Y como no, además de dos velas sobre la tarta, también he de coronarla con una guinda: ¡qué mejor que un libro!... Y en honor a ese, el culpable de todo este embrollo, a quién robé el nombre de este lugar, el título elegido es Dídola, pídola, pon o La vida debe ofrecer algo más, del genial Maurice Sendak (editorial Kalandraka).
La obra está protagonizada por Jennie, la perra de raza Shealyham-Terrier que acompañó a Sendak hasta el año en el que se publicó esta historia (1967), un tributo en vida hacia una compañera que no sólo apareció en este libro, sino en otros anteriores como La ventana de Kenny, El letrero secreto de Rosie, Donde viven los monstruos y el descatalogado Héctor Protector y Cuando yo iba por el mar.

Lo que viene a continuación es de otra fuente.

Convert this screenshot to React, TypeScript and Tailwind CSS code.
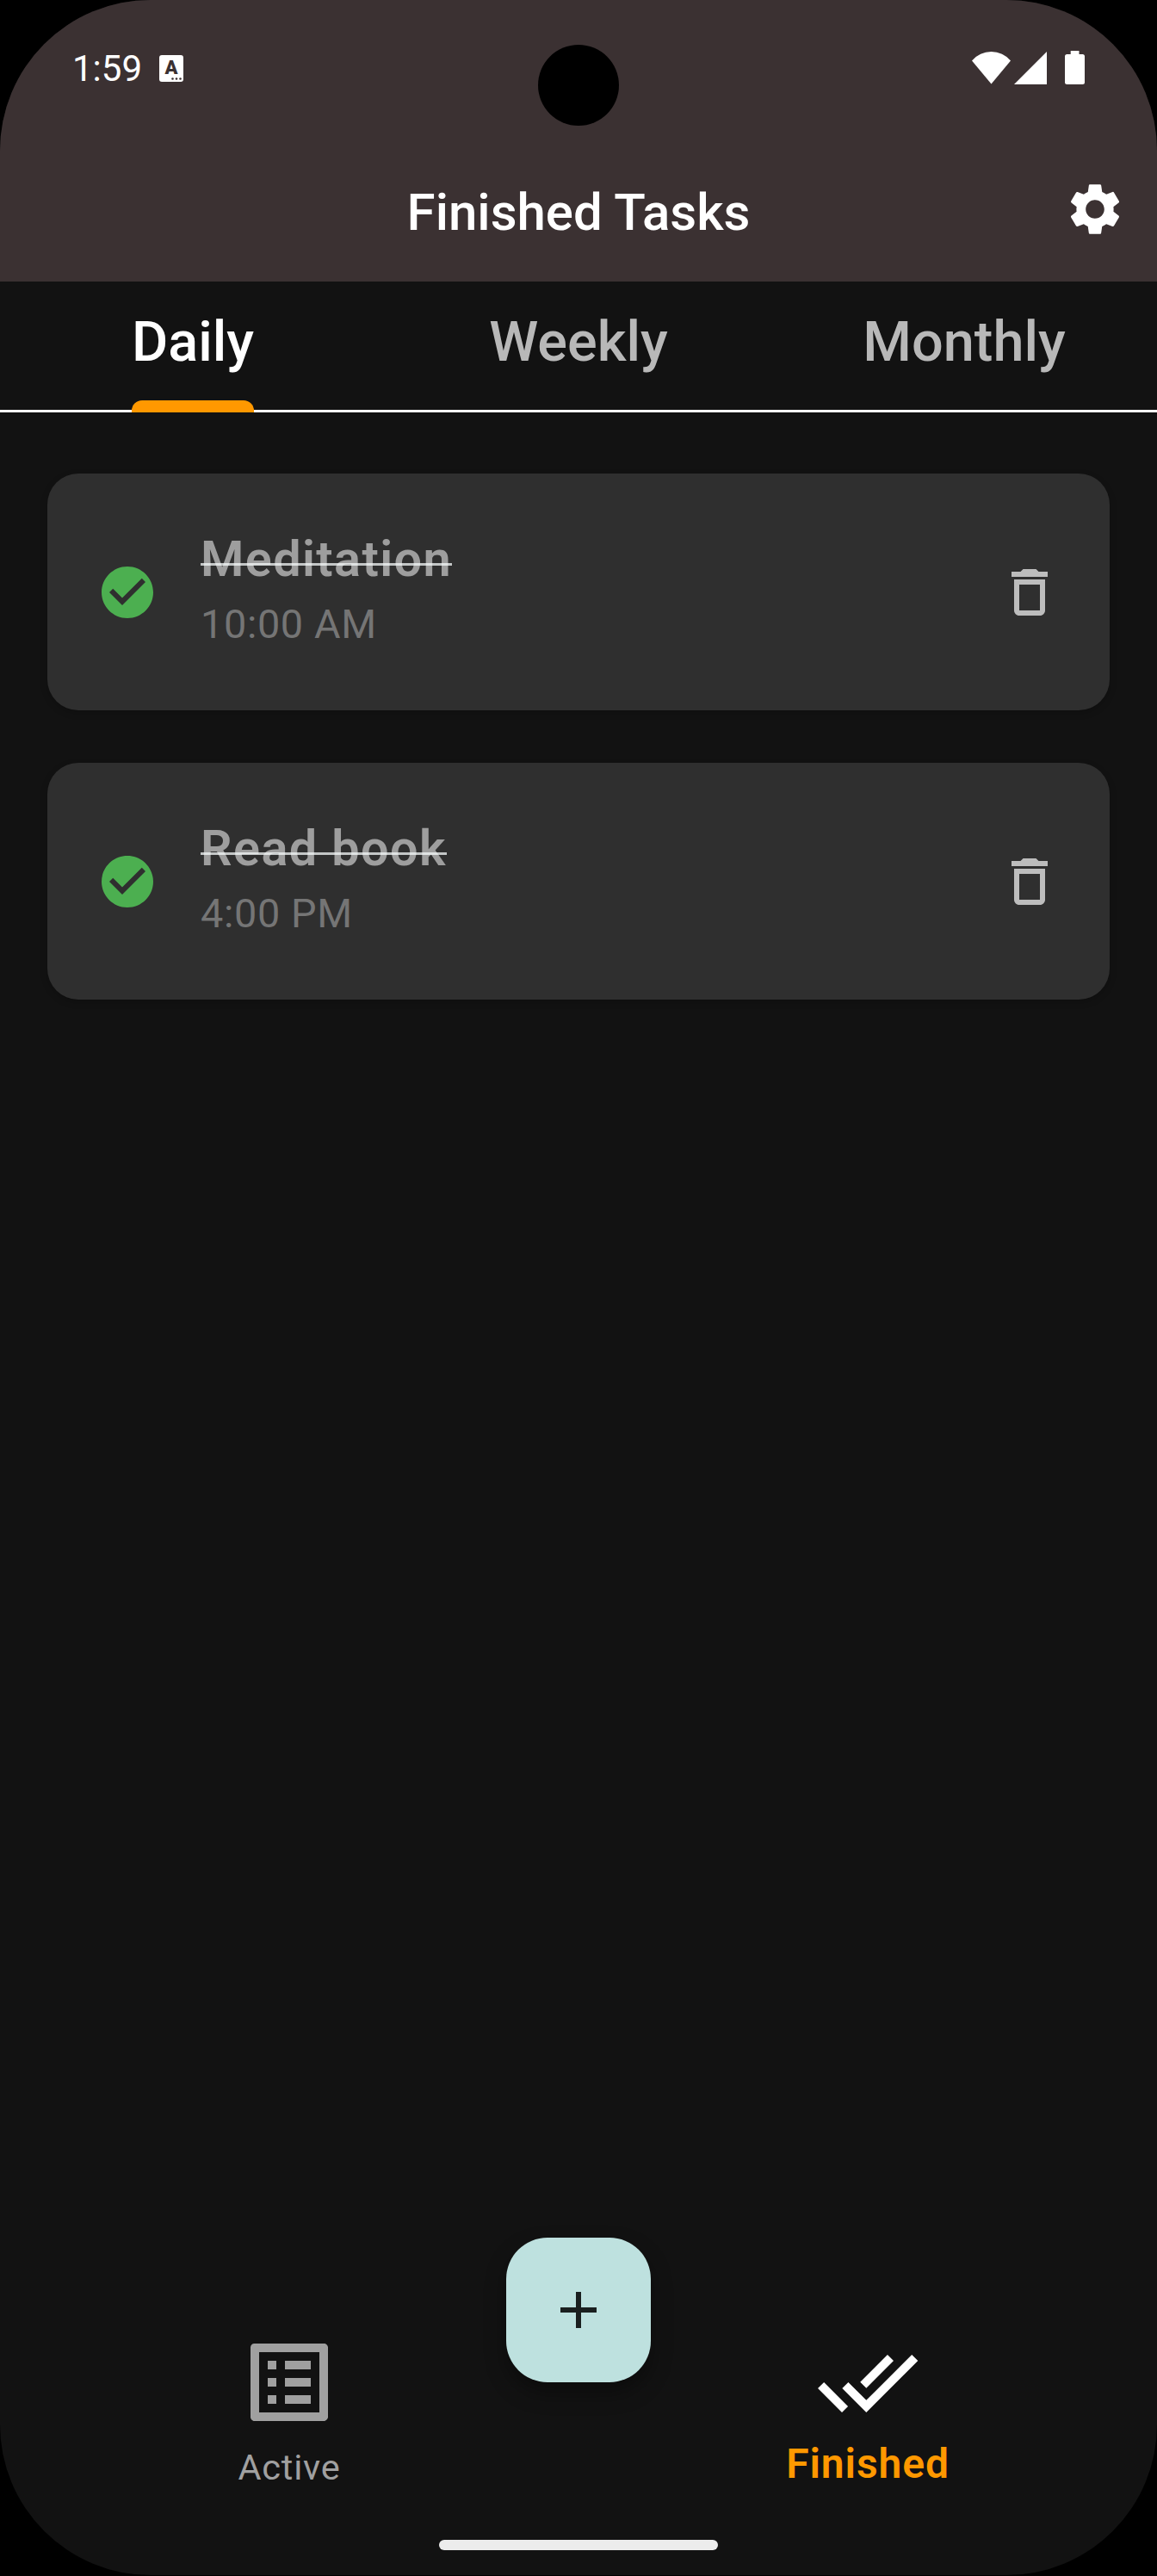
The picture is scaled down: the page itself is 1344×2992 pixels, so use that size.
import { MdAdd, MdCheckCircle, MdDeleteOutline, MdDoneAll, MdOutlineListAlt, MdSettings } from "react-icons/md";

const tabs = [
  { label: "Daily", selected: true },
  { label: "Weekly", selected: false },
  { label: "Monthly", selected: false },
];

const tasks = [
  { title: "Meditation", time: "10:00 AM" },
  { title: "Read book", time: "4:00 PM" },
];

function KeyboardBadge() {
  return (
    <div className="relative flex h-[31px] w-[28px] justify-center rounded-[3px] bg-white">
      <span className="mt-[2px] text-[22px] leading-[26px] font-black text-[#3b3132]">A</span>
      <svg className="absolute right-[2px] bottom-[2px]" width="12" height="3" viewBox="0 0 12 3" fill="#3b3132">
        <circle cx="1.5" cy="1.5" r="1.3" />
        <circle cx="6" cy="1.5" r="1.3" />
        <circle cx="10.5" cy="1.5" r="1.3" />
      </svg>
    </div>
  );
}

function StatusBar() {
  return (
    <div className="flex h-[159px] items-center justify-between px-[84px]">
      <div className="flex items-center gap-[20px]">
        <span className="text-[42px] leading-[50px]">1:59</span>
        <KeyboardBadge />
      </div>
      <div className="mb-[2px] flex items-center">
        <svg width="45" height="38" viewBox="0 0 45 38" fill="#fff">
          <path d="M22.5 37.6 0 10.4A29.6 29.6 0 0 1 45 10.4Z" />
        </svg>
        <svg className="ml-[4px]" width="38" height="38" viewBox="0 0 38 38" fill="#fff">
          <path d="M38 0V38H0Z" />
        </svg>
        <svg className="ml-[21px]" width="23" height="39" viewBox="0 0 23 39" fill="#fff">
          <path d="M6.7 0H16.5V4H20.5A2.5 2.5 0 0 1 23 6.5V36.5A2.5 2.5 0 0 1 20.5 39H2.5A2.5 2.5 0 0 1 0 36.5V6.5A2.5 2.5 0 0 1 2.5 4H6.7Z" />
        </svg>
      </div>
    </div>
  );
}

function TaskCard({ title, time }: { title: string; time: string }) {
  return (
    <li className="flex h-[275px] items-center rounded-[36px] bg-[#2f2f2f] px-[57px] shadow-[0_3px_8px_rgba(0,0,0,0.2)]">
      <MdCheckCircle className="size-[72px] text-[#4caf50]" />
      <div className="ml-[49px] flex flex-1 flex-col items-start">
        <span className="relative text-[57.6px] leading-[76px] font-semibold tracking-[1.4px] text-[#9e9e9e]">
          {title}
          <i className="absolute inset-x-0 top-[42px] h-[3px] bg-[#f6faf9]/75" />
        </span>
        <span className="text-[46.8px] leading-[75px] tracking-[0.65px] text-[#757575]">{time}</span>
      </div>
      <MdDeleteOutline className="size-[72px] text-[#bdbdbd]" />
    </li>
  );
}

export default function App() {
  return (
    <div className="h-[2992px] w-[1344px] bg-black font-[Roboto,sans-serif] text-white">
      <div className="relative flex h-[2991px] flex-col overflow-hidden rounded-[175px] bg-[#121212]">
        <header className="h-[327px] bg-[#3b3132]">
          <StatusBar />
          <div className="grid h-[168px] grid-cols-[1fr_auto_1fr] items-center">
            <span />
            <h1 className="pt-[7px] text-[60px] leading-[70px] font-medium">Finished Tasks</h1>
            <MdSettings className="mr-[36px] size-[72px] justify-self-end" />
          </div>
        </header>
        <div className="absolute top-[52px] left-1/2 size-[94px] -translate-x-1/2 rounded-full bg-black" />

        <nav className="grid h-[152px] grid-cols-3 border-b-[3px] border-white">
          {tabs.map((t) => (
            <div key={t.label} className="flex justify-center">
              <span
                className={
                  "relative h-[149px] text-[64.8px] leading-[140px] font-medium " +
                  (t.selected ? "text-white" : "text-[#b8b8b8]")
                }
              >
                {t.label}
                {t.selected && <i className="absolute inset-x-0 -bottom-[3px] h-[14px] rounded-t-[12px] bg-[#ff9800]" />}
              </span>
            </div>
          ))}
        </nav>

        <ul className="flex flex-1 flex-col gap-[61px] px-[55px] pt-[71px]">
          {tasks.map((t) => (
            <TaskCard key={t.title} {...t} />
          ))}
        </ul>

        <footer className="relative h-[284px]">
          <div className="grid grid-cols-2 text-center">
            <div className="flex flex-col items-center">
              <MdOutlineListAlt className="size-[120px] text-[#a0a0a0]" />
              <span className="mt-[14px] text-[41.5px] leading-[50px] tracking-[0.8px] text-[#a0a0a0]">Active</span>
            </div>
            <div className="flex flex-col items-center">
              <MdDoneAll className="size-[120px]" />
              <span className="mt-[7px] text-[48px] leading-[56px] font-semibold tracking-[0.9px] text-[#ff9800]">Finished</span>
            </div>
          </div>
          <button className="absolute -top-[108px] left-1/2 flex size-[168px] -translate-x-1/2 items-center justify-center rounded-[48px] bg-[#bee1df] shadow-[0_12px_24px_rgba(0,0,0,0.35)]">
            <MdAdd className="size-[72px] text-[#1a1f1f]" />
          </button>
          <div className="absolute bottom-[29px] left-1/2 h-[12px] w-[324px] -translate-x-1/2 rounded-full bg-[#ececec]" />
        </footer>
      </div>
    </div>
  );
}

Veamos: la perrita Jennie encarna a la típica niña pija que está más que harta de vivir una vida sin fuste y repleta de comodidades, que pasa sus horas preguntándose si merece la pena una existencia tan estática. Al final, como si de una Paris Hilton más se tratase, decide largarse y comprobar que el mundo tiene algo más que ofrecer: aventuras a raudales, sinsabores de todas clases y vértigo, ese vértigo que le da valor al correr de las agujas del reloj (N.B.: Me encantan las palabras que terminan en “j”, ¿a ustedes no?).
Resumiendo: que tanto la Jennie, como la Fani, la Sarai, el Cristofer, la Janira y el Yonatan, necesitan comprobar por sí mismos que el mundo, cuando abre sus puertas de par en par, puede parecer enorme, complejo e incluso paradójico, pero jamás defrauda.